Air Engineering for the 21st century
Following the decision by the Fleet Air Arm Officers Association to contribute a prize for the ‘best trainee AEO’ of the year, the author visited HMS Sultan to make the presentation and see for himself how today’s young AEOs are trained.
The winner of the prize for the course ended July 2013 was Lt Mark Stone. He came back from RNAS Yeovilton to receive his prize, and will return there immediately to take his C-of-C on the Sea King Mk.4 to join 845 Sqn as a junior AEO. His instructors spoke highly of his motivation and results.
HMS Sultan is part of the Defence Engineering Command which covers the three separate service establishments within the tri-Service College of Technical Training. Thus, in overall command is a Commandant, Commodore DE Elford RN, based at RAF Cosford , itself the RAF school, Arborfield (near Reading) for Army training and HMS Sultan for the RN. This last covers all RN engineering sub-specialisations – Marine, Nuclear, Submarine and Air. Commodore Elford was the FAA Chief Engineering Officer, and was the leader of the Lynx/Wildcat introduction team.
The task of the Royal Naval Air Engineering and Survival School (RNAESS) is to train all the Fleet Air Arm engineers from Air Engineering Technician(AB), through to Pre-Charge AEOs (Cdr and Lt Cdr). The ratings will have started at HMS Raleigh for their basic training, and the AEOs will be graduates with a suitable degree (with an avenue for Upper Yardmen) and will have been selected by the AIB and been sent to Dartmouth for 30 weeks for ‘military’ and ‘marinisation’ training. Their degree will probably have been awarded by either Portsmouth or Southampton Universities. The AEO of the future will be neither (M) or (L) nor Air Ord - but will be multi trade, able to cover all aspects of aircraft support. This period will be followed by 12 weeks on board a CVS or LPH where they will cover time in every department.
With this basic grounding, they will arrive at HMS Sultan for specific Air Engineering training – albeit generic and not related to any particular aircraft type. That comes later at an airstation Training School. Whilst at Sultan, they are instructed both in the classroom and in the hangars on aircraft systems, engines, helicopter transmission, flying controls, the computers which enable the systems to work, and in ‘battle damage repair’ in case the mobile repair teams are unavailable. They also cover radar and sonar including the analysis equipment carried in the aircraft. They receive a certain amount of aviation theory – from aerodynamics, theory of flight, structures and the stresses therein. There are wind-tunnels for conducting limited experiments and they learn about vibration analysis (HUMMS and SOAP). What they do not cover extensively is workshop practice with little metal forming or turning.
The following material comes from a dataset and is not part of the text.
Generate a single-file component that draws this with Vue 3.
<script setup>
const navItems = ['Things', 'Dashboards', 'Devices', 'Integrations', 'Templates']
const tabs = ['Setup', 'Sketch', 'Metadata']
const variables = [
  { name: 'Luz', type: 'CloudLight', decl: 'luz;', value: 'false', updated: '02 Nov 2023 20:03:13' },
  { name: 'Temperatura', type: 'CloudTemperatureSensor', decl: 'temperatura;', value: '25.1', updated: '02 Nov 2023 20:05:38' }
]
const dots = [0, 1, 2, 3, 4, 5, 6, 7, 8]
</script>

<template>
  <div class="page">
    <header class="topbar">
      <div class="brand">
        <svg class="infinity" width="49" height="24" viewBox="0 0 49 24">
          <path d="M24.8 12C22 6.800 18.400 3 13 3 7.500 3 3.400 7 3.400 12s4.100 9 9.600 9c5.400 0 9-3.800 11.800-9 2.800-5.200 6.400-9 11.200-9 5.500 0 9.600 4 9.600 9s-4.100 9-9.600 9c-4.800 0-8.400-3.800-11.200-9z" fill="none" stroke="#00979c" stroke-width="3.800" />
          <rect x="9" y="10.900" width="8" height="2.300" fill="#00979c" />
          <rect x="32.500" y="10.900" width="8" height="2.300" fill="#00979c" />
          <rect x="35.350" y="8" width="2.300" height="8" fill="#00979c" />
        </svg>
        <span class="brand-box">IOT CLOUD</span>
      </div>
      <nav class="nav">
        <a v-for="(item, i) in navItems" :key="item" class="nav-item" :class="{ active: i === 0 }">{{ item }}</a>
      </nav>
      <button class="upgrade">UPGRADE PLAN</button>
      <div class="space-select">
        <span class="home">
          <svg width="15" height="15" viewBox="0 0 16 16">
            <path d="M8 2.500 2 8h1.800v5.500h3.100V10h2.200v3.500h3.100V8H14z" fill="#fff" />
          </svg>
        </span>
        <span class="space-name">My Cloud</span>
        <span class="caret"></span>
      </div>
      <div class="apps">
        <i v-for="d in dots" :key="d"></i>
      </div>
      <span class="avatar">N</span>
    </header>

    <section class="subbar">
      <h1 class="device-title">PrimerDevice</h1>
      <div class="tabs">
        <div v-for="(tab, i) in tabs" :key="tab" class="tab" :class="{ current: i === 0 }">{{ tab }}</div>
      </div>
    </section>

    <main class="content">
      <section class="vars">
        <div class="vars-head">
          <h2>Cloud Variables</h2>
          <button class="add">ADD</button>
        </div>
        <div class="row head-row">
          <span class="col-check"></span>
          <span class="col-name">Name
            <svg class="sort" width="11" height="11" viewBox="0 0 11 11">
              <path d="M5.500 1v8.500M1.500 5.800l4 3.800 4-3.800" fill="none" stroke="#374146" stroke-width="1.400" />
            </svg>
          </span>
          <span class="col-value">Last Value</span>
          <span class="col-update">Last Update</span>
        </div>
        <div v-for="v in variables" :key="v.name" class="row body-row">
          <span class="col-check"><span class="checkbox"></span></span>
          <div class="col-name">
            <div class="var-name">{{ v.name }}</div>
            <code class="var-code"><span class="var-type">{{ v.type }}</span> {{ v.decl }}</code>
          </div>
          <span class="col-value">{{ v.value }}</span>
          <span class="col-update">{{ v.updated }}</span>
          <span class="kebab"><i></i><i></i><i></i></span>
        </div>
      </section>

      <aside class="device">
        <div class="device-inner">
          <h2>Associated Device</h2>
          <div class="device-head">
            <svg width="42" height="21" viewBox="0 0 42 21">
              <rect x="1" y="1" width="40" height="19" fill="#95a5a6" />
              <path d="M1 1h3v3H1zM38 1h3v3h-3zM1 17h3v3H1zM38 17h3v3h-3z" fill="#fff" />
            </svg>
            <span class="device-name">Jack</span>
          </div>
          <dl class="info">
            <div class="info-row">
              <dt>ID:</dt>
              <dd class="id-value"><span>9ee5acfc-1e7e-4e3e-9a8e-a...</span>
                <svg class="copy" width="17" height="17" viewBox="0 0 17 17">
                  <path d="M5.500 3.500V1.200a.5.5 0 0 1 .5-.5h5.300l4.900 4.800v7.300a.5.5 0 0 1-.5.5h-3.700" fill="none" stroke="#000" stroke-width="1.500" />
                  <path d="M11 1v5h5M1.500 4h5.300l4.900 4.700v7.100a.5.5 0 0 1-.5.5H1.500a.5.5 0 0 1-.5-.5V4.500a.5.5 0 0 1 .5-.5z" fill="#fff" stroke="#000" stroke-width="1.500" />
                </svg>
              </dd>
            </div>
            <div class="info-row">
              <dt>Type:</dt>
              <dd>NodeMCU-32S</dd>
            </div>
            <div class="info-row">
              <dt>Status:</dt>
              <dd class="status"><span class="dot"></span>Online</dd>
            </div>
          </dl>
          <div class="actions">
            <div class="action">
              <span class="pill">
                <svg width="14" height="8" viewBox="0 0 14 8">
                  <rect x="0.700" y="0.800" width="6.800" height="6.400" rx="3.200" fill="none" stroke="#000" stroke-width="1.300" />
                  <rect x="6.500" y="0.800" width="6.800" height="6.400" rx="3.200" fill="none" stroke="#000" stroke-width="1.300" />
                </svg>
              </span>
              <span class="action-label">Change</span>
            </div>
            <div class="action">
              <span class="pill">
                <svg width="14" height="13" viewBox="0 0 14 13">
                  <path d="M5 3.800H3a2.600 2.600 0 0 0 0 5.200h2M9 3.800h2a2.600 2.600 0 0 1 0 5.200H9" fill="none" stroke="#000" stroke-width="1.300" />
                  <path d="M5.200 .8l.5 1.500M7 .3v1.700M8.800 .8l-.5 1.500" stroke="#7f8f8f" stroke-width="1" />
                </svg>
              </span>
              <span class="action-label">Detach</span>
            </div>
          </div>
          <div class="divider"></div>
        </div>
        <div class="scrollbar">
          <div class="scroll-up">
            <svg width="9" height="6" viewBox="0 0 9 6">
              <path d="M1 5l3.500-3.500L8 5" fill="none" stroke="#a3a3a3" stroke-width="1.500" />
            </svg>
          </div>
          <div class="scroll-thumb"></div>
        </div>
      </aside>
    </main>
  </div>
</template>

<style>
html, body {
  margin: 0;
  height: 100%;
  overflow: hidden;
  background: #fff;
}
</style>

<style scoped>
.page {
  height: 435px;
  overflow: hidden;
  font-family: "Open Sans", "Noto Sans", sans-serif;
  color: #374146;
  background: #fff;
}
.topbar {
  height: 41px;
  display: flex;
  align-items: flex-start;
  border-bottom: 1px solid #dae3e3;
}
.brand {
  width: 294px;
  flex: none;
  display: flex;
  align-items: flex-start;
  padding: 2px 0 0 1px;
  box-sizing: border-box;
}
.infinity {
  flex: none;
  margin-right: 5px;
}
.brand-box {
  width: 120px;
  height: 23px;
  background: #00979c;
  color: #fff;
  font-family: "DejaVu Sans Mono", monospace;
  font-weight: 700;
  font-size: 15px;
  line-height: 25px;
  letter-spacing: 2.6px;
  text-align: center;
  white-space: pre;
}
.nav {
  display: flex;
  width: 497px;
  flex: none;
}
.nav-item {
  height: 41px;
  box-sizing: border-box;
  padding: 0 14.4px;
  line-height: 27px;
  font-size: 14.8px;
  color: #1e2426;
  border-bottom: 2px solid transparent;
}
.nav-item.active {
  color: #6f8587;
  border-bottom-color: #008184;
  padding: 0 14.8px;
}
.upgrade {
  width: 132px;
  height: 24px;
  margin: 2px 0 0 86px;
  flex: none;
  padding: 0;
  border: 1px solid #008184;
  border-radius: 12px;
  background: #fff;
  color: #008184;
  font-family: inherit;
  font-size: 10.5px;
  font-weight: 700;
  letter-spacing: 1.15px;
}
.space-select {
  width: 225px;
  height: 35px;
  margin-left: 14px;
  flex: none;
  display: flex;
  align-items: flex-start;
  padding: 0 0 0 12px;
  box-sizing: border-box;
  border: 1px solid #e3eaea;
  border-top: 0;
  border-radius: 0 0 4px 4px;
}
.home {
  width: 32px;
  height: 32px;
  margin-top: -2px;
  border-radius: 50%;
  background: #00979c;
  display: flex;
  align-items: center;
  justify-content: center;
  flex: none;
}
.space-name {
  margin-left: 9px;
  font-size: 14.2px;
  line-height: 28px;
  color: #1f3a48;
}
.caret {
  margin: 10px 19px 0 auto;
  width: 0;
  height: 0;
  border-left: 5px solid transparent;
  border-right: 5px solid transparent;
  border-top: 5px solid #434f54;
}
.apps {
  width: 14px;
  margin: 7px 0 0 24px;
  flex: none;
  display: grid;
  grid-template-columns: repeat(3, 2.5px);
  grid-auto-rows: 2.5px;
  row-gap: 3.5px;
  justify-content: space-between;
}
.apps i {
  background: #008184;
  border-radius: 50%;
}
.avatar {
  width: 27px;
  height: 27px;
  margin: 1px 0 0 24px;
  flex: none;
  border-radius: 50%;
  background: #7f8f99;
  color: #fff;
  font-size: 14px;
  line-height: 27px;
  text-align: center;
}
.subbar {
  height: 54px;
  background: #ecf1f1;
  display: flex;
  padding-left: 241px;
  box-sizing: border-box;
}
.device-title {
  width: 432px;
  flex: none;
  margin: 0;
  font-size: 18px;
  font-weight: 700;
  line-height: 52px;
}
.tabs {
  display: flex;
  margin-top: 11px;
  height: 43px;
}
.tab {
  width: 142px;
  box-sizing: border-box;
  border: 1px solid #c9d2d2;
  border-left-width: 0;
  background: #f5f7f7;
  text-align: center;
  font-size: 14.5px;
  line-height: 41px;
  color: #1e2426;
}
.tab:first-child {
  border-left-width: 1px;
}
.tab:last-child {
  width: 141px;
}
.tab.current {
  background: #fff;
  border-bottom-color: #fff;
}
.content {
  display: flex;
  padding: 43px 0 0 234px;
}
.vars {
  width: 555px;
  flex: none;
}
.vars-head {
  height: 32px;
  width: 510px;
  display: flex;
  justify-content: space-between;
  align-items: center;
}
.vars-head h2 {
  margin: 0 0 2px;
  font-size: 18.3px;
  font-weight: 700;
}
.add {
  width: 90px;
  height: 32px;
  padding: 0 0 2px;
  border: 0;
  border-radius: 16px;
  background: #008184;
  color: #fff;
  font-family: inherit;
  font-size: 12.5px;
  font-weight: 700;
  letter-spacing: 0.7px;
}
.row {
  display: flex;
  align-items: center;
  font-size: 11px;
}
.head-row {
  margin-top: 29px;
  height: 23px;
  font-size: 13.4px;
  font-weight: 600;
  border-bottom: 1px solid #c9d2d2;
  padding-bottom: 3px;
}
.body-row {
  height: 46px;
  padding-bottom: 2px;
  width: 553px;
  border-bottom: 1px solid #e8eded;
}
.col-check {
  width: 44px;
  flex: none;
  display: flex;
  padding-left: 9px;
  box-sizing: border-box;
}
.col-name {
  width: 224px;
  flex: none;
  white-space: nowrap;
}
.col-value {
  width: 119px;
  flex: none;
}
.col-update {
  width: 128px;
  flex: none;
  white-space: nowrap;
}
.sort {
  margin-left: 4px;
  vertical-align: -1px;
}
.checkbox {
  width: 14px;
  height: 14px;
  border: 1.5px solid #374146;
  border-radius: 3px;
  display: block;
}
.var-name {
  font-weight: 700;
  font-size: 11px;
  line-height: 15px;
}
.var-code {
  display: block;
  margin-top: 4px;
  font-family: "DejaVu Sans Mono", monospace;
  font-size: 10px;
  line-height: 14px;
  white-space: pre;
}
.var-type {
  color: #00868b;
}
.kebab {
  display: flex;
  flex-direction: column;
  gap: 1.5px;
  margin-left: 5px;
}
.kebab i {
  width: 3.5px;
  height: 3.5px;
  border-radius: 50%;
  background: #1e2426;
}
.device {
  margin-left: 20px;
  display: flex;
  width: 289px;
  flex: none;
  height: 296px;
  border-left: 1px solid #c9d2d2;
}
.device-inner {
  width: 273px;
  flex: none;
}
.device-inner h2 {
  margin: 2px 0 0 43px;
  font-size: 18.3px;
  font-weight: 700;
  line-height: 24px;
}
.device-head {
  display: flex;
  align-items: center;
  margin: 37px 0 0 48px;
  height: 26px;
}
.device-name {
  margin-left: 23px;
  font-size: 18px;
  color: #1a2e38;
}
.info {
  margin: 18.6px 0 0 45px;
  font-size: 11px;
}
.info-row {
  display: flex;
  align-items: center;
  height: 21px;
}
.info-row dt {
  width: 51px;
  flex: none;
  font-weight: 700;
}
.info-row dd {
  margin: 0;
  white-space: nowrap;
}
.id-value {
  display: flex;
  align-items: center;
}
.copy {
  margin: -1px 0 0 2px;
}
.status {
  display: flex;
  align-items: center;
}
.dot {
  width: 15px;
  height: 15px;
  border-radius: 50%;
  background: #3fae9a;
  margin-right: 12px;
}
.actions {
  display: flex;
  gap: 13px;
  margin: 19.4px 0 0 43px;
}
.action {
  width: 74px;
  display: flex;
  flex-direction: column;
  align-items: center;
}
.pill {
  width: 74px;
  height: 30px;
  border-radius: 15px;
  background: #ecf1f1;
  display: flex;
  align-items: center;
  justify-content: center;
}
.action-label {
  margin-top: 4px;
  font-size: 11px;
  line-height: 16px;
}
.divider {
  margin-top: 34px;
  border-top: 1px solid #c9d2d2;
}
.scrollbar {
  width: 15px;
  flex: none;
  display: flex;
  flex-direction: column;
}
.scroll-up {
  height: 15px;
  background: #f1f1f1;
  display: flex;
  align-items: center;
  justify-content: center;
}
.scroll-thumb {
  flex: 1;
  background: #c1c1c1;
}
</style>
However, by the end of a fairly intensive 44 weeks course, they are examined and pass-out to go to the Fleet. This final examination satisfies the Institutions and RAeS of their capabilities and then they pass onto one of the airstations and are attached to a squadron for their Certificate of Competence training and test. Then they join a squadron operating the same type of helicopter as they have just trained on.
The ratings at Sultan will have seen their future officers being trained on the same aircraft systems as they will learn. They are attached to a ‘squadron’ at Sultan – historically called 760 and 764 squadrons. These have (at present) both Sea King and Lynx helicopters on which they will work, performing a range of component changes and servicing operations, the squadrons each have an Issue Centre for learning correct procedures, and the technicians work with actual and current aircraft publications and servicing books. After their Initial Engineering Qualifying Course they are then divided into Mechanical or Avionics depending partly on preference, partly on Fleet requirements. Then subsequent courses for Leading Hand and Petty Officers are tailored in each subspecialisation to ensure that as Technicians they really know their part of ship. They then return to their airstations and squadrons to put into practice what they have learned. At appropriate points in their careers they will return to HMS Sultan for the course for the next higher rate.
At the time of writing, the RNAESS has numerous Sea Kings (all due to phased out by 2016) and some Lynx. A Merlin airframe is available for introduction as the AS Mk.2 is already in service and RN technicians are training at RAF Benson in preparation for the conversion of the ex-RAF Mk.3s to RN Mk.4 standard with corrosion resistance, marinised engines and folding main rotor heads. These last will go to 845 Sqn in due course as the first Merlin Commando squadron. There is a strong contingent working and training in the USA on fixed-wing aircraft including F18 and (the first) F35Bs. In due course, this last task will transfer to the UK once the Lightning II aircraft start being delivered.